New York — Même s’il vit à plus de 9000 km de Washington, Arieh Kovler a vu venir l’attaque du 6 janvier 2021 contre le Capitole des États-Unis avant presque tout le monde.
Le 21 décembre 2020, de son domicile de Jérusalem, en Israël, cet expert en communication d’entreprise a publié une série de tweets dont le premier devait s’avérer prophétique, à quelques détails près.
« Le 6 janvier, des milices trumpistes armées se rassembleront à Washington, sur ordre de Trump. Il est très probable qu’elles essaieront de prendre d’assaut le Capitole après que [le Congrès] aura certifié la victoire de Joe Biden. Je ne pense pas que cela ait encore été compris », écrivait-il en se fondant sur sa lecture régulière des sites favoris des extrémistes et des complotistes américains, comme Gab, 4chan et 8kun.
Près d’un an plus tard, Arieh Kovler, né à Londres il y a 40 ans et marié à une Américaine, s’étonne encore du manque de préparation de la police et de l’armée. Et même s’il s’attendait à encore plus de violence, il demeure troublé par ce qu’il a vu ce jour-là.
« Je suis juif, mais l’assaut du Capitole a produit sur moi un effet semblable à l’incendie de Notre-Dame de Paris. J’ai eu l’impression que quelque chose de sacré était détruit », confie-t-il au téléphone.
Et le reste de 2021 n’a pas chassé chez lui cette impression, bien au contraire.
« Nous avons peut-être assisté à la dernière élection démocratique aux États-Unis. »
— Arieh Kovler, expert en communication d’entreprise
Des développements troublants
Cette fois-ci, Arieh Kovler est loin d’être le seul à sonner l’alarme. À l’approche du premier anniversaire de l’assaut contre le temple de la démocratie américaine, de nombreux experts, journalistes et citoyens des États-Unis et d’ailleurs voient cet évènement sans précédent comme l’ébauche d’un coup d’État à venir.
Ils citent à l’appui plusieurs développements troublants qui ont suivi l’attaque du Capitole : l’adhésion d’une forte majorité de dirigeants et d’électeurs républicains au mythe d’une élection volée en 2020 ; l’adoption de lois électorales controversées par plusieurs États dominés par les républicains ; la marginalisation des responsables républicains ayant tenu tête à Donald Trump en 2020 ; l’apologie de la violence par des élus républicains du Congrès.
Ces développements poussent Theda Skocpol, politologue et professeure de sociologie à l’Université Harvard, à brosser un sombre portrait du Grand Old Party.
« Je dirais que le Parti républicain est désormais constitué d’une coalition de personnes prêtes à recourir aux menaces de violence et de personnes prêtes à s’en tenir à une manipulation maximale du système du Collège électoral et du contrôle des élections par les États.

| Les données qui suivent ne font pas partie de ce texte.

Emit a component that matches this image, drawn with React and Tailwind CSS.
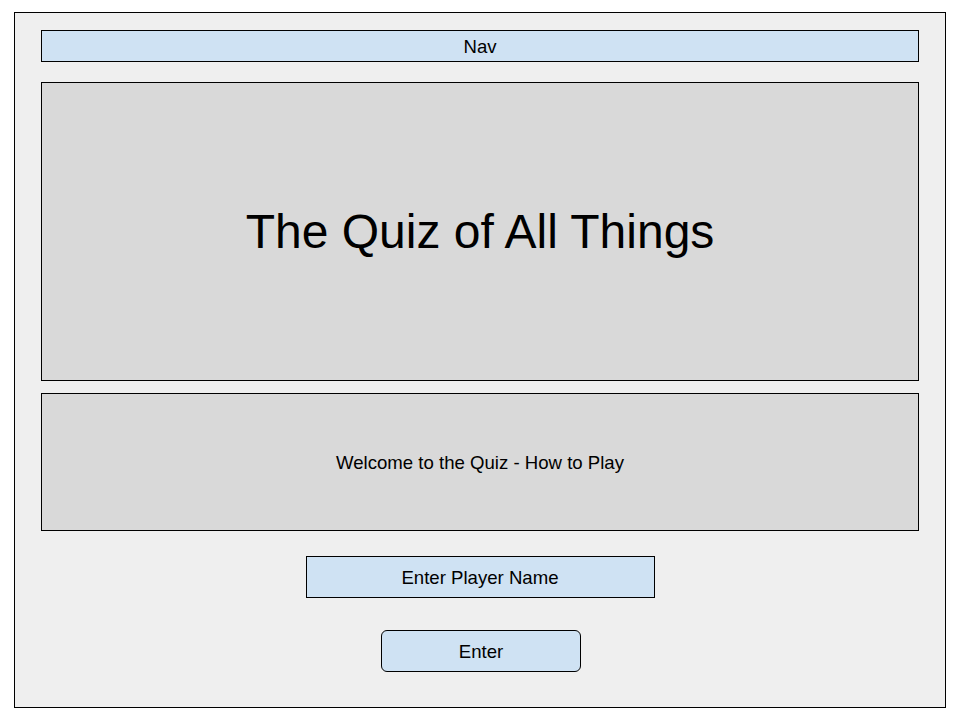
import React, { useState } from "react";

export default function App() {
  const [name, setName] = useState("");

  return (
    <div className="w-[960px] h-[720px] bg-white pt-[12px] pl-[14px] font-['Liberation_Sans',Arial,sans-serif] text-black">
      {/* outer frame */}
      <div className="w-[932px] h-[696px] border border-black bg-[#efefef] px-[26px] pt-[17px] flex flex-col">
        {/* nav */}
        <div className="h-[32px] border border-black bg-[#cfe2f3] flex items-center justify-center text-[18.6px] pt-[1px]">
          Nav
        </div>

        {/* title */}
        <div className="mt-[20px] h-[299px] border border-black bg-[#d9d9d9] flex items-center justify-center">
          <h1 className="text-[48px] leading-none">The Quiz of All Things</h1>
        </div>

        {/* how to play */}
        <div className="mt-[12px] h-[138px] border border-black bg-[#d9d9d9] flex items-center justify-center text-[18.6px] pt-[1px]">
          Welcome to the Quiz - How to Play
        </div>

        {/* player name */}
        <div className="mt-[25px] flex justify-center">
          <div className="w-[349px] h-[42px] border border-black bg-[#cfe2f3] flex items-center justify-center text-[18.6px] pt-[1px]">
            {name || "Enter Player Name"}
          </div>
        </div>

        {/* enter button */}
        <div className="mt-[32px] flex justify-center pl-[2px]">
          <button
            onClick={() => setName(name)}
            className="w-[200px] h-[42px] border border-black rounded-[6px] bg-[#cfe2f3] text-[18.6px] pt-[1px]"
          >
            Enter
          </button>
        </div>
      </div>
    </div>
  );
}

Si vous mettez ces deux choses ensemble, vous obtenez une formule pour un gouvernement dominé de façon permanente par la minorité », dit-elle.
Dans un tel contexte, Theda Skocpol n’hésite pas à évoquer la possibilité d’un « coup d’État légalisé » où le recours à la violence ne serait même pas nécessaire.
« Je pense que si les choses sont aussi ou plus serrées en 2024 qu’en 2020, l’élection sera en fait volée sous une apparence légale. »
— Theda Skocpol, politologue et professeure de sociologie à l’Université Harvard
Une analogie saisissante
Mary McCord n’est pas aussi certaine que la violence ne sera pas au rendez-vous en 2024. La professeure de droit à l’Université Georgetown établit une analogie saisissante pour exprimer son inquiétude face à la dérive antidémocratique des dirigeants républicains.
Elle les compare aux chefs du groupe terroriste État islamique, qu’elle a observés de près du temps où elle était responsable de la sécurité nationale au sein du ministère de la Justice américain.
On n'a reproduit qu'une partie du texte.